While we're at it, I don't want a teddy clutching a heart on Valentines Day (seriously, who does?), I don't want a china figurine of one on my mantlepiece (or any china figurine at all come to think of it), and I especially don't want Winnie the Pooh or any of the other inhabitants of the Hundred Acre Wood on my night attire.  The only place for a doe eyed soft toy or any depiction of such an item is in my 3 year old's bedroom, and even then I have my limits.  I am not a teddy bear person.  Anybody who even vaguely knows me can tell.  I suspect you can even tell just by looking.  If I was held at gunpoint and forced to choose a fluffy creature to represent me, it would be a spiky, pissed off badger or something similarly badass.  Maybe even a disgruntled honey badger or an angry polecat.  I don't see any cards with them on.

Men only have it slightly better.  Come Father's Day, cards are plastered with pictures of beer, football or paintings of ships sailing into the mist.  Mind you, I'd happily take any one of those choices over effeminate bears looking wistfully at me.

While we're at it, what is all this "Best Mum in the World" business about?  It's plastered all over the cards in a most optimistic fashion.  It goes without saying that I am not the best mum in the world. I'm not even in the top 500.  I would like to campaign for a more realistic selection of slogans on Mother's Day Cards.  Such as "Nice try" or "Well done for not saying any swear words within my earshot, Mummy" or "Top job - you got me to school on time every day and still managed to put your mascara on".

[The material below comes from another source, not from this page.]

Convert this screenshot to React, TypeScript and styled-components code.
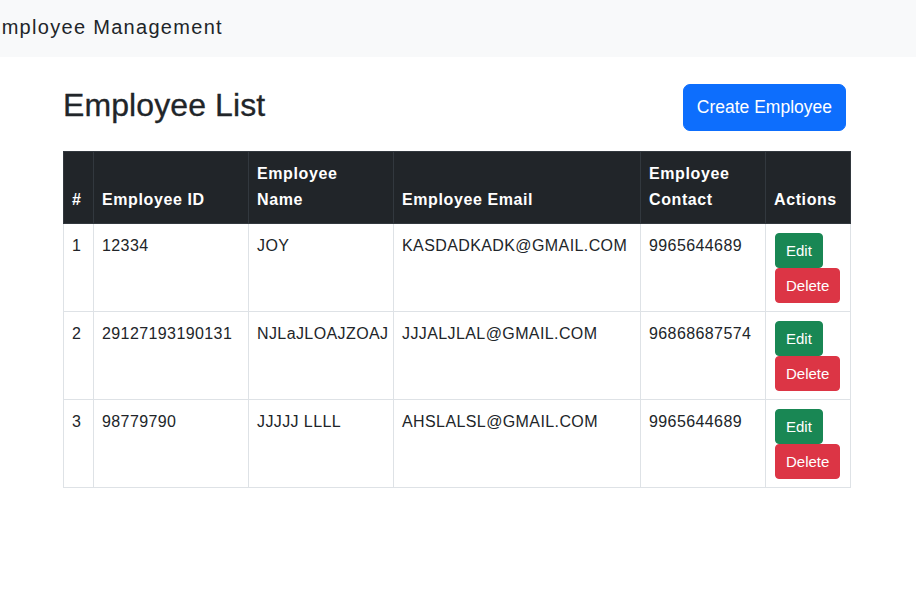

Please please please say that it's not just me who feels this way.  Can I get a "hear, hear"?  If so, shun the pink and the cutesy creatures and make your own cards.  Bonus points if you get an angry badger on the front of yours.

Of course, should Rory ever happen to make me a pink card with a sprig of flowers and a drawing of a wide eyed woodland creature on the front, I would adore it.  Anything that my child makes himself is precious to me.  He could fart The Only Way Is Up into a penny whistle and I'd think it was wonderful because he's mine and he's brilliant.  If, however, he ever purchases such a card from Clintons, a little part of me will die inside.